### Exercise objective:
Where a line of the material contains the string "React", copy that line.

### Provided data:
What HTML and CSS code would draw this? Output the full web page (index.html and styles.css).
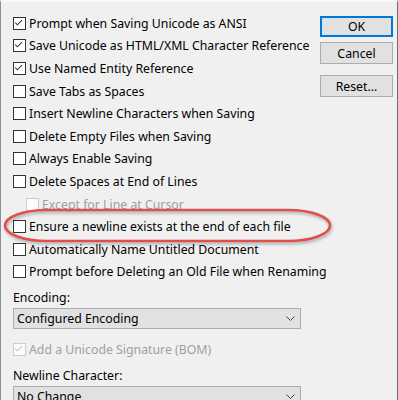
FILE: index.html
```html
<!DOCTYPE html>
<html lang="en">
<head>
    <meta charset="UTF-8">
    <meta name="viewport" content="width=device-width, initial-scale=1.0">
    <title>Save Options</title>
    <link rel="stylesheet" href="styles.css">
</head>
<body>
    <div class="dialog">
        <div class="options">
            <label class="opt"><span class="box checked"><svg viewBox="0 0 13 13"><polyline points="2.5,6.5 5,9 10.5,3.5"/></svg></span>Prompt when Saving Unicode as ANSI</label>
            <label class="opt"><span class="box checked"><svg viewBox="0 0 13 13"><polyline points="2.5,6.5 5,9 10.5,3.5"/></svg></span>Save Unicode as HTML/XML Character Reference</label>
            <label class="opt"><span class="box checked"><svg viewBox="0 0 13 13"><polyline points="2.5,6.5 5,9 10.5,3.5"/></svg></span>Use Named Entity Reference</label>
            <label class="opt"><span class="box"></span>Save Tabs as Spaces</label>
            <label class="opt"><span class="box"></span>Insert Newline Characters when Saving</label>
            <label class="opt"><span class="box"></span>Delete Empty Files when Saving</label>
            <label class="opt"><span class="box"></span>Always Enable Saving</label>
            <label class="opt"><span class="box"></span>Delete Spaces at End of Lines</label>
            <label class="opt sub disabled"><span class="box"></span>Except for Line at Cursor</label>
            <label class="opt"><span class="box"></span>Ensure a newline exists at the end of each file</label>
            <label class="opt"><span class="box"></span>Automatically Name Untitled Document</label>
            <label class="opt"><span class="box"></span>Prompt before Deleting an Old File when Renaming</label>

            <div class="field-label">Encoding:</div>
            <div class="select">Configured Encoding<svg class="chev" viewBox="0 0 9 5"><polyline points="0.5,0.5 4.5,4.5 8.5,0.5"/></svg></div>

            <label class="opt disabled bom"><span class="box checked"><svg viewBox="0 0 13 13"><polyline points="2.5,6.5 5,9 10.5,3.5"/></svg></span>Add a Unicode Signature (BOM)</label>

            <div class="field-label newline">Newline Character:</div>
            <div class="select">No Change<svg class="chev" viewBox="0 0 9 5"><polyline points="0.5,0.5 4.5,4.5 8.5,0.5"/></svg></div>
        </div>

        <div class="buttons">
            <button class="btn default">OK</button>
            <button class="btn">Cancel</button>
            <button class="btn reset">Reset...</button>
        </div>

        <!-- red marker drawn over the screenshot -->
        <svg class="marker" viewBox="0 0 330 36">
            <rect x="2" y="2" width="325" height="31" rx="42" ry="15.5"/>
        </svg>
    </div>
</body>
</html>
```

FILE: styles.css
```css
body {
    margin: 0;
    padding: 0;
    background-color: #f0f0f0;
    font-family: "Noto Sans", "Open Sans", sans-serif;
    font-size: 12.3px;
    color: #000;
    overflow: hidden;
}

.dialog {
    position: relative;
    display: flex;
    flex-direction: row;
    align-items: flex-start;
    width: 398px;
    height: 400px;
    border-top: 2px solid #f9f9f9;
    border-left: 1px solid #8a8f96;
    border-right: 1px solid #6d6d6d;
    box-sizing: border-box;
}

.options {
    display: flex;
    flex-direction: column;
    padding-top: 10px;
    padding-left: 12px;
    width: 295px;
    flex-shrink: 0;
}

.options > * {
    flex-shrink: 0;
}

.opt {
    display: flex;
    align-items: center;
    height: 22.6px;
    white-space: nowrap;
}

.box {
    width: 13px;
    height: 13px;
    box-sizing: border-box;
    border: 1px solid #333;
    background: #fff;
    margin-right: 3px;
    flex-shrink: 0;
}

.box svg {
    display: block;
    width: 11px;
    height: 11px;
    margin: 0;
}

.box svg polyline {
    fill: none;
    stroke: #333;
    stroke-width: 1.2;
    transform: translate(-1px, -1px);
}

.sub {
    padding-left: 13px;
}

.disabled {
    color: #a0a0a0;
}

.disabled .box {
    border-color: #cccccc;
    background: #fcfcfc;
}

.disabled .box svg polyline {
    stroke: #c4c4c4;
}

.field-label {
    margin-top: 7px;
    line-height: 16px;
    height: 16px;
}

.select {
    position: relative;
    margin-top: 2px;
    width: 288px;
    height: 21px;
    box-sizing: border-box;
    border: 1px solid #adadad;
    background: #e1e1e1;
    padding-left: 3px;
    line-height: 19px;
}

.chev {
    position: absolute;
    right: 5px;
    top: 7px;
    width: 9px;
    height: 5px;
}

.chev polyline {
    fill: none;
    stroke: #444;
    stroke-width: 1;
}

.bom {
    margin-top: 9px;
}

.newline {
    margin-top: 7px;
}

.buttons {
    display: flex;
    flex-direction: column;
    padding-top: 14px;
    padding-left: 12px;
}

.btn {
    width: 73px;
    height: 22px;
    box-sizing: border-box;
    border: 1px solid #adadad;
    background: #e1e1e1;
    font-family: inherit;
    font-size: inherit;
    color: #000;
    padding: 0;
    margin: 0 0 5px 0;
}

.btn.default {
    height: 21px;
    border: 2px solid #0078d7;
}

.btn.reset {
    margin-top: 6px;
}

.marker {
    position: absolute;
    left: 2px;
    top: 206px;
    width: 330px;
    height: 36px;
    overflow: visible;
    filter: drop-shadow(1px 2px 1.5px rgba(0, 0, 0, 0.3));
}

.marker rect {
    fill: none;
    stroke: #e0504a;
    stroke-width: 2.6;
}
```
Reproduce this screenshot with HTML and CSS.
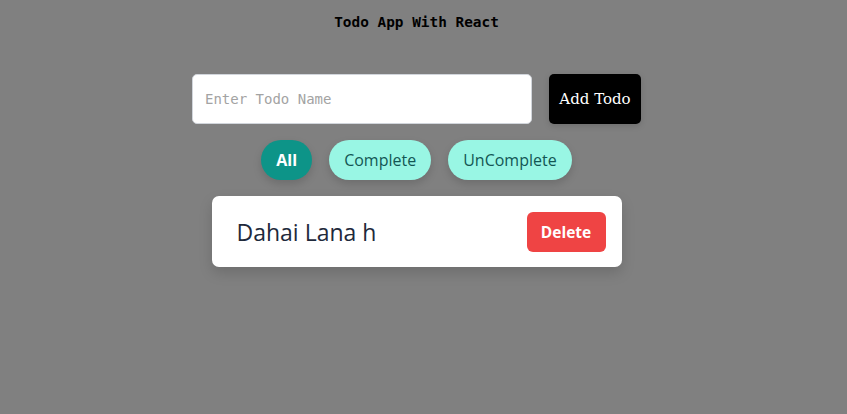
FILE: index.html
```html
<!DOCTYPE html>
<html>
<head>
<meta charset="utf-8">
<link rel="stylesheet" href="styles.css">
</head>
<body>
<div class="app">
  <h1 class="title">Todo App With React</h1>
  <div class="add-row">
    <input class="todo-input" type="text" placeholder="Enter Todo Name">
    <button class="add-btn">Add Todo</button>
  </div>
  <div class="filters">
    <button class="pill pill-active">All</button>
    <button class="pill">Complete</button>
    <button class="pill">UnComplete</button>
  </div>
  <div class="card">
    <span class="todo-name">Dahai Lana h</span>
    <button class="delete-btn">Delete</button>
  </div>
</div>
</body>
</html>
```
FILE: styles.css
```css
* { box-sizing: border-box; }
html, body { margin: 0; padding: 0; }
body {
  background: #808080;
  width: 847px;
  height: 414px;
  overflow: hidden;
}
.app {
  width: 833px;
  display: flex;
  flex-direction: column;
  align-items: center;
}
.title {
  margin: 14px 0 0 0;
  font-family: "DejaVu Sans Mono", "Liberation Mono", monospace;
  font-size: 14.4px;
  font-weight: bold;
  line-height: 16px;
  color: #000;
}
.add-row {
  margin-top: 44px;
  display: flex;
  gap: 17px;
}
.todo-input {
  width: 340px;
  height: 50px;
  border: 1px solid #d1d5db;
  border-radius: 5px;
  background: #fff;
  padding: 0 12px;
  font-family: "DejaVu Sans Mono", "Liberation Mono", monospace;
  font-size: 14px;
  outline: none;
}
.todo-input::placeholder { color: #a3a3a3; }
.add-btn {
  width: 92px;
  height: 50px;
  border: none;
  border-radius: 5px;
  background: #000;
  color: #fff;
  font-family: "DejaVu Serif", "Liberation Serif", serif;
  font-size: 15px;
  padding: 0;
  box-shadow: 0 2px 6px rgba(0,0,0,0.15);
}
.filters {
  margin-top: 16px;
  display: flex;
  gap: 17px;
}
.pill {
  height: 40px;
  border: none;
  border-radius: 20px;
  padding: 0 15px;
  background: #99f6e4;
  color: #135654;
  font-family: "Open Sans", "Noto Sans", sans-serif;
  font-size: 16px;
  box-shadow: 0 4px 8px rgba(0,0,0,0.15);
}
.pill-active {
  background: #0d9488;
  color: #fff;
  font-weight: bold;
}
.card {
  margin-top: 16px;
  width: 410px;
  height: 71px;
  background: #fff;
  border-radius: 7px;
  display: flex;
  align-items: center;
  justify-content: space-between;
  padding: 0 16px 0 25px;
  box-shadow: 0 6px 14px rgba(0,0,0,0.15);
}
.todo-name {
  font-family: "Open Sans", "Noto Sans", sans-serif;
  font-size: 23px;
  color: #1e293b;
}
.delete-btn {
  width: 79px;
  height: 40px;
  border: none;
  border-radius: 6px;
  background: #ef4444;
  color: #fff;
  font-family: "Open Sans", "Noto Sans", sans-serif;
  font-weight: bold;
  font-size: 15.5px;
  padding: 0;
}
```
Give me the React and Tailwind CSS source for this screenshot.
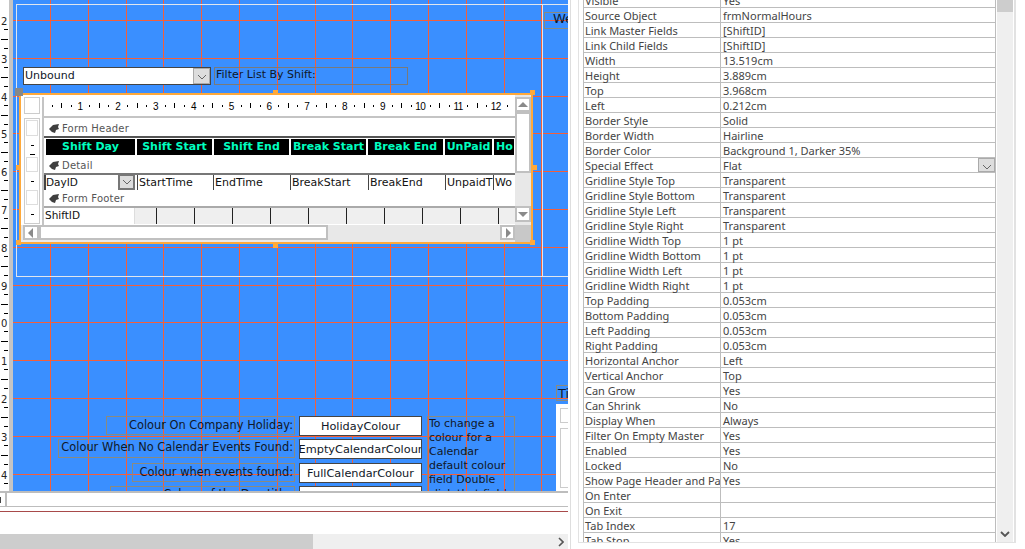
import React from "react";

const BLUE = "bg-[#3a8fff]";
const vLines = Array.from({ length: 14 }, (_, i) => Math.round(50 + 37.8 * i) - 13);
const hLines = Array.from({ length: 13 }, (_, i) => Math.round(20 + 37.8 * i));
const gutter = Array.from({ length: 14 }, (_, i) => ({ y: Math.round(20 + 37.8 * i), d: (2 + i) % 10 }));

const props = [
  ["Visible", "Yes"], ["Source Object", "frmNormalHours"], ["Link Master Fields", "[ShiftID]"], ["Link Child Fields", "[ShiftID]"],
  ["Width", "13.519cm"], ["Height", "3.889cm"], ["Top", "3.968cm"], ["Left", "0.212cm"], ["Border Style", "Solid"],
  ["Border Width", "Hairline"], ["Border Color", "Background 1, Darker 35%"], ["Special Effect", "Flat"],
  ["Gridline Style Top", "Transparent"], ["Gridline Style Bottom", "Transparent"], ["Gridline Style Left", "Transparent"],
  ["Gridline Style Right", "Transparent"], ["Gridline Width Top", "1 pt"], ["Gridline Width Bottom", "1 pt"],
  ["Gridline Width Left", "1 pt"], ["Gridline Width Right", "1 pt"], ["Top Padding", "0.053cm"], ["Bottom Padding", "0.053cm"],
  ["Left Padding", "0.053cm"], ["Right Padding", "0.053cm"], ["Horizontal Anchor", "Left"], ["Vertical Anchor", "Top"],
  ["Can Grow", "Yes"], ["Can Shrink", "No"], ["Display When", "Always"], ["Filter On Empty Master", "Yes"], ["Enabled", "Yes"],
  ["Locked", "No"], ["Show Page Header and Page Footer", "Yes"], ["On Enter", ""], ["On Exit", ""], ["Tab Index", "17"], ["Tab Stop", "Yes"],
];

const Chevron = ({ className = "", color = "#666", width = 1 }) => (
  <svg viewBox="0 0 10 6" className={`w-[10px] h-[6px] ${className}`}>
    <polyline points="1,1 5,5 9,1" fill="none" stroke={color} strokeWidth={width} />
  </svg>
);

const Tri = ({ dir }) => {
  const pts = { up: "0,7 5,2 10,7", down: "0,3 5,8 10,3", left: "7,0 2,5 7,10", right: "3,0 8,5 3,10" }[dir];
  return (
    <svg viewBox="0 0 10 10" className="w-[10px] h-[10px]">
      <polygon points={pts} fill="#8a8a8a" />
    </svg>
  );
};

const ScrollBtn = ({ dir, className = "" }) => (
  <div className={`flex items-center justify-center bg-white border-2 border-[#c0c0c0] ${className}`}>
    <Tri dir={dir} />
  </div>
);

const Grip = () => (
  <svg viewBox="0 0 10 9" className="w-[10px] h-[9px] shrink-0">
    <polygon points="0,5 4,1 10,0 9,3 10,5 7,6 6,9 3,8" fill="#3f3f3f" />
  </svg>
);

const SectionBar = ({ label, className }) => (
  <div className={`flex items-center gap-[3px] pl-[5px] text-[#555] text-[10px] tracking-[0.2px] bg-white shrink-0 ${className}`}>
    <Grip />
    <span>{label}</span>
  </div>
);

const heads = [
  ["Shift Day", "w-[89px] justify-center"], ["Shift Start", "w-[75px] justify-center"], ["Shift End", "w-[75px] justify-center"], ["Break Start", "w-[75px] justify-center"],
  ["Break End", "w-[75px] justify-center"], ["UnPaid", "w-[47px] justify-center"], ["Ho", "w-[20px] justify-start pl-[2px]"],
];
const details = [
  ["StartTime", "w-[76px]"], ["EndTime", "w-[77px]"], ["BreakStart", "w-[78px]"], ["BreakEnd", "w-[77px]"], ["UnpaidT", "w-[48px]"], ["Wo", "w-[21px]"],
];

function Subform() {
  const digits = Array.from({ length: 12 }, (_, i) => i + 1);
  return (
    <div className="absolute left-[6px] top-[93px] w-[514px] h-[151px] border-2 border-[#ffa93a] bg-white flex flex-col">
      <div className="flex h-[130px]">
        <div className="w-[494px] flex flex-col overflow-hidden">
          <div className="flex h-[23px] shrink-0 pt-[2px] pl-[3px] gap-[2px]">
            <div className="w-[16px] h-[17px] border border-[#ccc]" />
            <div className="relative flex-1 border-l-2 border-b-2 border-[#c4c4c4] font-['Liberation_Sans',sans-serif] text-[10px] tracking-[-0.6px] text-black">
              {digits.map((n) => {
                const c = 80 + 37.8 * (n - 1) - 44;
                return (
                  <React.Fragment key={n}>
                    <span className="absolute top-[2px] -translate-x-1/2" style={{ left: c }}>{n}</span>
                    {[-28.35, -9.45].map((o) => (
                      <i key={o} className="absolute top-[8px] w-px h-[2px] bg-black" style={{ left: Math.round(c + o) }} />
                    ))}
                    <i className="absolute top-[6px] w-px h-[5px] bg-black" style={{ left: Math.round(c - 18.9) }} />
                  </React.Fragment>
                );
              })}
              <i className="absolute top-[8px] w-px h-[2px] bg-black left-[463px]" />
            </div>
          </div>
          <div className="flex flex-1 pl-[3px]">
            <div className="w-[16px] h-[106px] border border-[#ccc] flex flex-col items-center text-[#222]">
              <div className="w-[12px] h-[16px] mt-[1px] border border-[#ddd]" />
              <i className="w-[3px] h-px bg-black mt-[9px]" />
              <i className="w-[5px] h-px bg-black mt-[8px]" />
              <div className="w-[12px] h-[15px] mt-[2px] border border-[#ddd]" />
              <i className="w-[3px] h-px bg-black mt-[9px]" />
              <div className="w-[12px] h-[15px] mt-[8px] border border-[#ddd]" />
              <i className="w-[3px] h-px bg-black mt-[9px]" />
            </div>
            <div className="ml-[2px] w-[473px] border-l-2 border-[#c4c4c4] flex flex-col overflow-hidden">
              <SectionBar label="Form Header" className="h-[18px] pt-[2px]" />
              <div className="h-[21px] border-t-2 border-[#555] flex gap-[2px] pl-[2px] pt-px shrink-0">
                {heads.map(([t, w]) => (
                  <div key={t} className={`${w} shrink-0 h-[16px] bg-black text-[#00ffc0] font-bold text-[11px] flex items-center whitespace-nowrap overflow-hidden`}>
                    {t}
                  </div>
                ))}
              </div>
              <SectionBar label="Detail" className="h-[16px]" />
              <div className="h-[17px] flex text-[11px] text-[#111] leading-[15px] shrink-0 border-t-2 border-[#777]">
                <div className="w-[91px] mr-[2px] shrink-0 border-l-2 border-[#444] flex justify-between text-[10.5px]">
                  <span>DayID</span>
                  <div className="w-[17px] bg-[#ddd] border-2 border-[#777] -mt-px flex items-center justify-center"><Chevron /></div>
                </div>
                {details.map(([t, w]) => (
                  <div key={t} className={`${w} shrink-0 border-l border-[#444] pl-[1px] overflow-hidden whitespace-nowrap`}>{t}</div>
                ))}
              </div>
              <SectionBar label="Form Footer" className="h-[16px] pt-px" />
              <div className="h-[18px] flex shrink-0 bg-[#efefef] text-[10.5px] text-[#111] border-t-2 border-[#aaa]">
                <div className="w-[91px] shrink-0 bg-white border-r border-[#ddd] pl-[1px] leading-[14px]">ShiftID</div>
                <div className="w-[22px] border-r border-[#222] shrink-0" />
                {Array.from({ length: 9 }, (_, i) => (
                  <div key={i} className="w-[38px] border-r border-[#222] shrink-0" />
                ))}
              </div>
            </div>
          </div>
        </div>
        <div className="w-[16px] flex flex-col pt-[2px] bg-[#e8e8e8]">
          <ScrollBtn dir="up" className="h-[15px] shrink-0" />
          <div className="h-[61px] bg-white border-2 border-[#c0c0c0] shrink-0" />
          <div className="flex-1" />
          <ScrollBtn dir="down" className="h-[16px] shrink-0 mb-[3px]" />
        </div>
      </div>
      <div className="flex h-[17px] bg-[#e8e8e8]">
        <ScrollBtn dir="left" className="w-[16px] h-[15px] ml-[2px] shrink-0" />
        <div className="w-[289px] h-[15px] bg-white border-2 border-[#c0c0c0] shrink-0" />
        <div className="flex-1" />
        <ScrollBtn dir="right" className="w-[15px] h-[15px] shrink-0" />
        <div className="w-[16px] bg-[#c8c8c8] shrink-0" />
      </div>
    </div>
  );
}

const Handle = ({ className }) => <div className={`absolute w-[5px] h-[5px] bg-[#ffa93a] ${className}`} />;

function Canvas() {
  return (
    <div className={`relative w-[555px] h-[491px] overflow-hidden ${BLUE} font-['DejaVu_Sans',sans-serif] text-[11px] text-[#101828]`}>
      <svg width="555" height="491" className="absolute left-0 top-0" shapeRendering="crispEdges">
        {vLines.map((x) => <line key={x} x1={x + 0.5} x2={x + 0.5} y1="0" y2="491" stroke="#f45f3a" />)}
        {hLines.map((y) => <line key={y} x1="0" x2="555" y1={y + 0.5} y2={y + 0.5} stroke="#f45f3a" />)}
      </svg>
      <div className="absolute left-[3px] top-[4px] w-[552px] h-[273px] border border-r-0 border-[#e0e6ee]" />
      <div className="absolute left-[529px] top-[4px] w-px h-[273px] bg-[#e0e6ee]" />

      <div className="absolute left-[531px] top-[12px] w-[30px] h-[17px] border border-[#8a8a80] pl-[8px] leading-[12px] text-[13px]">We</div>

      <div className="absolute left-[10px] top-[67px] w-[188px] h-[18px] bg-white border border-[#444] flex justify-between pl-[1px] leading-[16px]">
        <span>Unbound</span>
        <div className="w-[17px] bg-[#ddd] border border-[#aaa] flex items-center justify-center"><Chevron className="mt-[2px]" /></div>
      </div>
      <div className="absolute left-[201px] top-[67px] w-[194px] h-[18px] border border-[#7a7a7a] pl-[1px] leading-[14px]">Filter List By Shift:</div>

      <Subform />
      <div className="absolute left-[2px] top-[88px] w-[8px] h-[8px] bg-[#888]" />
      <Handle className="left-[260px] top-[90px] h-[4px]" />
      <Handle className="left-[517px] top-[90px]" />
      <Handle className="left-[519px] top-[165px]" />
      <Handle className="left-[517px] top-[240px]" />
      <Handle className="left-[260px] top-[243px] h-[3px]" />
      <Handle className="left-[3px] top-[240px]" />
      <Handle className="left-[3px] top-[165px]" />

      <div className="absolute left-[93px] top-[416px] w-[189px] h-[19px] border border-[#8a8a80] text-right pr-[1px] leading-[16px] text-[11.4px] whitespace-nowrap">Colour On Company Holiday:</div>
      <div className="absolute left-[45px] top-[439px] w-[237px] h-[19px] border border-[#8a8a80] text-right pr-[1px] leading-[14px] text-[11.4px] whitespace-nowrap">Colour When No Calendar Events Found:</div>
      <div className="absolute left-[119px] top-[463px] w-[163px] h-[19px] border border-[#8a8a80] text-right pr-[1px] leading-[16px] text-[11.4px] whitespace-nowrap">Colour when events found:</div>
      <div className="absolute left-[97px] top-[486px] w-[185px] h-[19px] border border-[#8a8a80] text-right pr-[1px] leading-[14px] text-[11.4px] whitespace-nowrap">Colour of the Day title:</div>

      {[["top-[416px]", "HolidayColour"], ["top-[439px]", "EmptyCalendarColour"], ["top-[463px]", "FullCalendarColour"], ["top-[486px]", "DayTitleColour"]].map(([t, s]) => (
        <div key={s} className={`absolute left-[286px] ${t} w-[123px] h-[20px] bg-white border border-[#444] flex justify-center overflow-hidden leading-[19px] text-[11.3px] whitespace-nowrap`}>{s}</div>
      ))}

      <div className="absolute left-[414px] top-[416px] w-[88px] h-[90px] border border-[#8a8a80] pl-[1px] leading-[14px]">
        To change a colour for a Calendar default colour field Double click that field
      </div>

      <div className="absolute left-[543px] top-[385px] w-[20px] h-[16px] border border-[#8a8a80] pl-[1px] leading-[15px] text-[13px]">Ti</div>
      <div className="absolute left-[543px] top-[404px] w-[20px] h-[100px] bg-white">
        <div className="ml-[4px] mt-[4px] h-[15px] border border-[#ccc]" />
        <div className="ml-[4px] mt-[5px] h-[60px] border-y border-l border-[#ccc]" />
      </div>
    </div>
  );
}

export default function App() {
  return (
    <div className="w-[1025px] h-[549px] overflow-hidden bg-white flex">
      <div className="w-[570px] shrink-0 flex flex-col">
        <div className="flex h-[491px] pr-[2px]">
          <div className="relative w-[9px] overflow-hidden font-['DejaVu_Sans',sans-serif] text-[10px] text-[#222]">
            {gutter.map(({ y, d }) => (
              <React.Fragment key={y}>
                <span className="absolute left-px leading-[12px]" style={{ top: y - 4 }}>{d}</span>
                <i className="absolute left-[4px] w-[4px] h-px bg-black" style={{ top: y + 9 }} />
                <i className="absolute left-[1px] w-[7px] h-px bg-black" style={{ top: y + 19 }} />
                <i className="absolute left-[4px] w-[4px] h-px bg-black" style={{ top: y + 28 }} />
              </React.Fragment>
            ))}
          </div>
          <div className="w-[4px] bg-[#c4c4c4]" />
          <Canvas />
        </div>
        <div className="h-[16px] border-t-2 border-b border-[#bdbdbd] flex mr-[2px] shrink-0">
          <div className="w-[7px] border-r-2 border-[#bdbdbd] flex items-center">
            <i className="w-px h-[6px] bg-[#444]" />
          </div>
        </div>
        <div className="h-[4px] shrink-0" />
        <div className="h-px bg-[#a84a4a] mr-[2px] shrink-0" />
        <div className="h-[22px] shrink-0" />
        <div className="h-[15px] flex mr-[2px] bg-[#efefef] items-center shrink-0">
          <div className="w-[313px] h-full bg-[#cdcdcd]" />
          <div className="flex-1 flex justify-end pr-[4px]">
            <svg viewBox="0 0 6 10" className="w-[6px] h-[10px]">
              <polyline points="1,1 5,5 1,9" fill="none" stroke="#555" strokeWidth="1.6" />
            </svg>
          </div>
        </div>
      </div>

      <div className="w-[455px] border-l border-[#dedede] pl-[7px] font-['Noto_Sans',sans-serif]">
        <div className="w-[438px] h-[543px] border-l border-b border-r-2 border-[#e2e2e2] flex pl-[4px] overflow-hidden">
          <div className="w-[413px] shrink-0 overflow-hidden">
            <div className="-mt-[7px] border-l border-r border-[#bdbdbd]">
              {props.map(([k, v]) => (
                <div key={k} className="flex h-[15px] border-b border-[#bdbdbd] text-[11px] leading-[16px] text-[#444]">
                  <div className="w-[137px] shrink-0 border-r border-[#bdbdbd] pl-[1px] overflow-x-clip whitespace-nowrap">{k}</div>
                  <div className="flex-1 pl-[2px] flex justify-between whitespace-nowrap">
                    <span>{v}</span>
                    {k === "Special Effect" && (
                      <div className="w-[17px] h-[14px] bg-[#ddd] border border-[#aaa] flex items-center justify-center"><Chevron className="mt-[3px]" /></div>
                    )}
                  </div>
                </div>
              ))}
            </div>
          </div>
          <div className="ml-[1px] w-[16px] h-full bg-[#efefef] flex flex-col justify-between">
            <div className="h-[12px] bg-[#cdcdcd]" />
            <div className="flex justify-center pb-[5px]"><Chevron color="#555" width={1.8} /></div>
          </div>
        </div>
      </div>
    </div>
  );
}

### The result:
  <h1 class="title">Todo App With React</h1>
Give me the React and Tailwind CSS source for this screenshot.
import React from "react";
                  <React.Fragment key={n}>
                  </React.Fragment>
              <React.Fragment key={y}>
              </React.Fragment>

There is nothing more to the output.